Esse discurso precisa ser desconstruído. Foi interessante a matéria publicada pelo economista Lara Resende em que questiona a atual política monetária. Começa apresentando dados sobre os fundamentos sólidos da economia brasileira. No ano passado, tivemos superávit de R$ 126 bilhões, equivalente a 1,3% do PIB. A dívida pública bruta caiu 1,1% em proporção do PIB, para 73,5% e é muito mais baixa do que a dos países desenvolvidos e em linha com os países em desenvolvimento, mas com duas diferenças cruciais: é toda em moeda nacional, detida por residentes. O Brasil não tem dívida externa, só dívida interna, denominada em moeda nacional, além de ter quase 20% do PIB em reservas internacionais. Portanto, não faz sentido a afirmação de que a dívida pública é insustentável, estaria numa trajetória explosiva e o país à beira de um abismo fiscal.
Afirma, à guisa de conclusão: “Ou seja, independentemente dos dados e da realidade, decide-se que o risco fiscal é alto. Estipula-se que o risco fiscal determina as expectativas de alta da inflação e que a alta dos juros irá reverter o quadro. Como? Não fica claro, dado que a alta dos juros aumenta o serviço da dívida e agrava o risco fiscal. Pouco importa, todo mundo sabe que expectativas desancoradas provocam inflação e que juros altos controlam a inflação. Portanto, é preciso manter os juros altos, premiar os rentistas e inviabilizar os verdadeiros investimentos na expansão da capacidade produtiva, na infraestrutura e na descarbonização da economia”.
Lideranças do PT consideraram a taxa de juros ultrajante e a meta da inflação para 2023 inexequível. O tom conciliador do ministro Haddad, segundo Lara Resende, teria levado Lula a assumir a linha de frente na crítica à política monetária. Segundo pesquisa da Quest, 76% da população consideram sua posição correta. No entanto, o presidente teria sido aconselhado a deixar a briga com o Banco Central com os parlamentares.
Em entrevista no Roda Viva, Campos tentou amenizar o conflito, mas manteve-se irredutível em relação à meta de inflação e à taxa de juros. A afirmação de Haddad de que esses temas não estavam pautados na reunião do Conselho Monetário Nacional, na quinta feira (16), aumentou a expectativa em relação ao evento. Em mais um pronunciamento em tom conciliador, Campos Neto afirmou que é necessário dar mais atenção à questão social.

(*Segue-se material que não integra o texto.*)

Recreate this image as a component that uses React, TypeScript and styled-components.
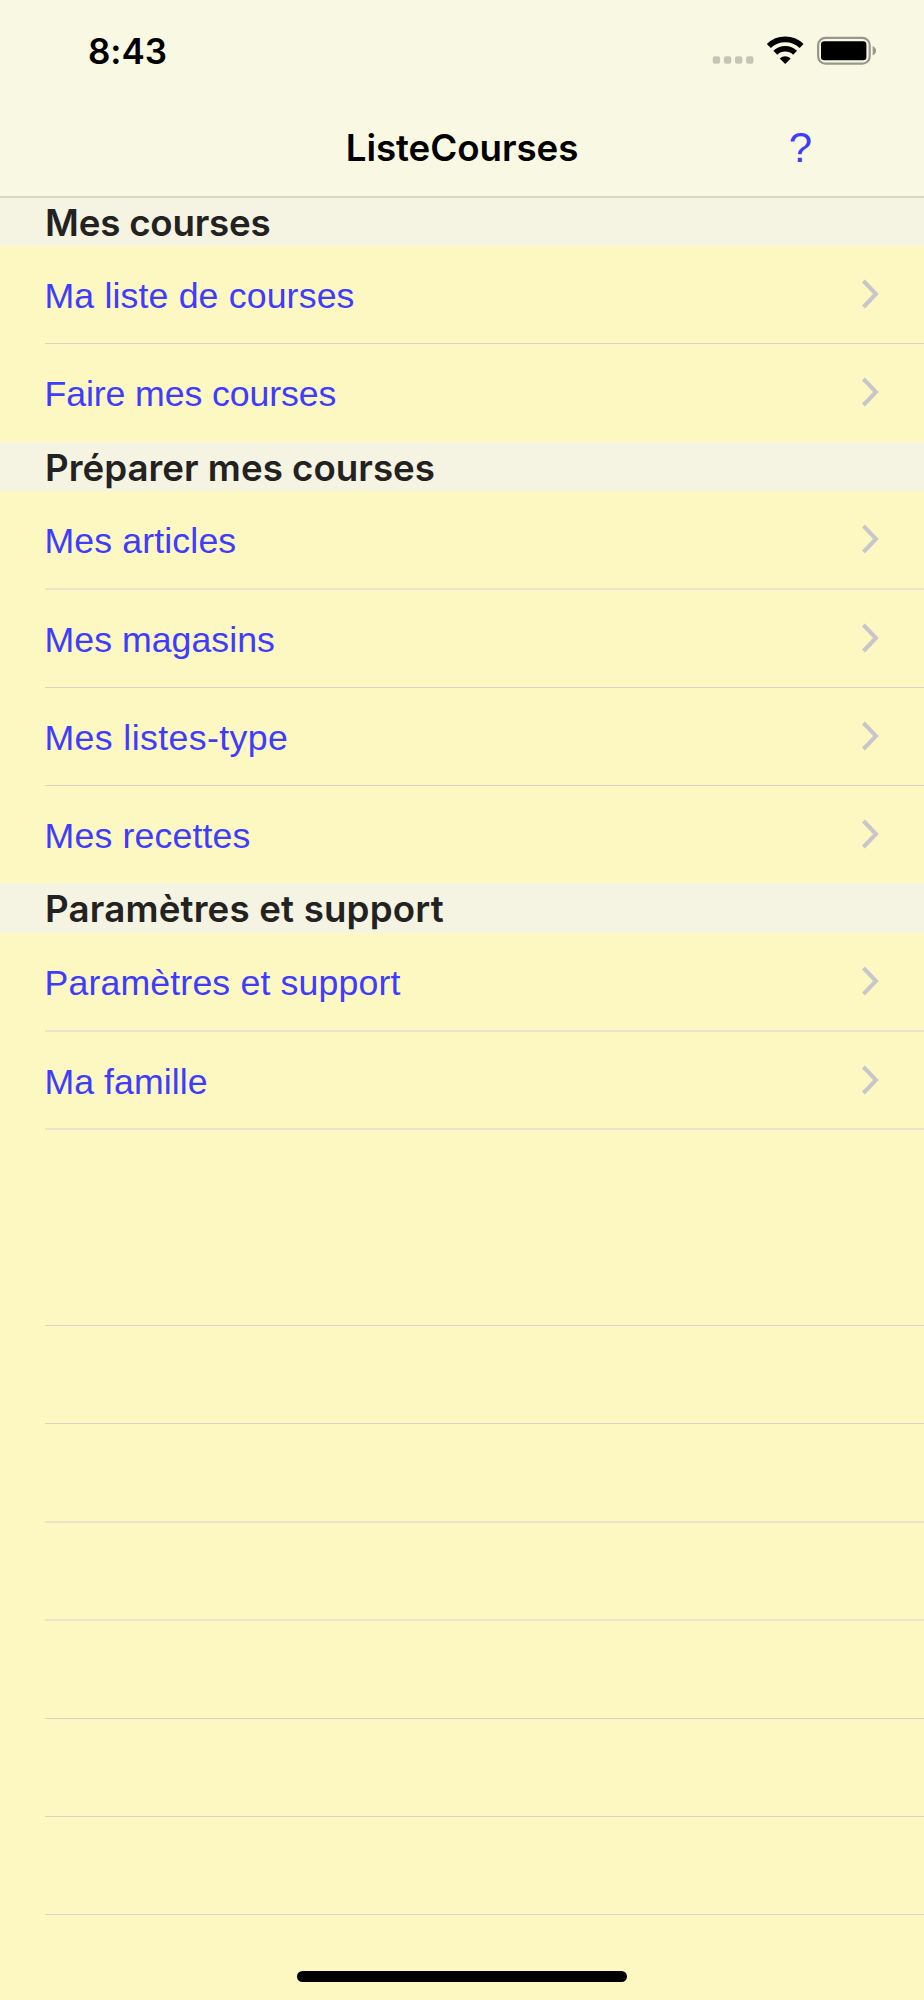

Haddad aposta na nova âncora fiscal e no plano apresentado para reduzir o déficit fiscal até o final do ano, criando condições para a redução da taxa de juros. Aposta também no avanço da reforma tributária nos próximos meses. Lira já está fazendo os primeiros movimentos para agilizar seu trâmite na Câmara. Essa conjunção de fatores criaria as condições para mudanças na política monetária. A conferir.
O anúncio feito pelo presidente do TSE de que a minuta do golpe encontrada na residência de Anderson Torres será incorporada nos autos do processo contra Bolsonaro por abuso de poder nas últimas eleições mostra que o cerco ao ex-presidente está se fechando, enquanto aumenta a chance de se tornar inelegível. O julgamento deverá ocorrer em breve e ser rápido. Há motivo: querem se antecipar ao mandato de Nunes Marques, que poderia protelar o julgamento.
Pré-aquecendo o debate da reforma tributária e esperando resolver a pendência antes que ela ocorra – deverá se dar em duas fases e se arrastar até o final do ano – os governadores cobraram do governo cerca de R$ 45 bilhões como compensação das perdas com ICMS, depois que limites de alíquotas entraram em vigor no ano passado. O governo propôs um repasse de R$ 22 bilhões. Lula não teve dificuldade de unir os governadores em defesa da democracia, mas quando a questão envolve interesses econômicos, a conversa tende a ser outra.
A questão militar continuou rendendo na semana que passou. Enquanto se aguarda se a punição pelos atos golpistas do 8 de janeiro se estenderá aos militares flagrados em ação e onde serão julgados – na justiça comum ou na justiça militar – houve movimentos também no sentido de restringir o poder das forças armadas. Forças políticas mais à esquerda postulam a alteração do artigo 142 da Constituição para que não deixe dúvidas de que não cabe aos militares o pretendido “poder moderador”. Gilmar Mendes considera a medida desnecessária, por se tratar de interpretação da lei. Há ainda o movimento para restringir o papel dos tribunais militares quando do julgamento de ações envolvendo a aplicação da Garantia da Lei e da Ordem. A conferir onde isso vai dar.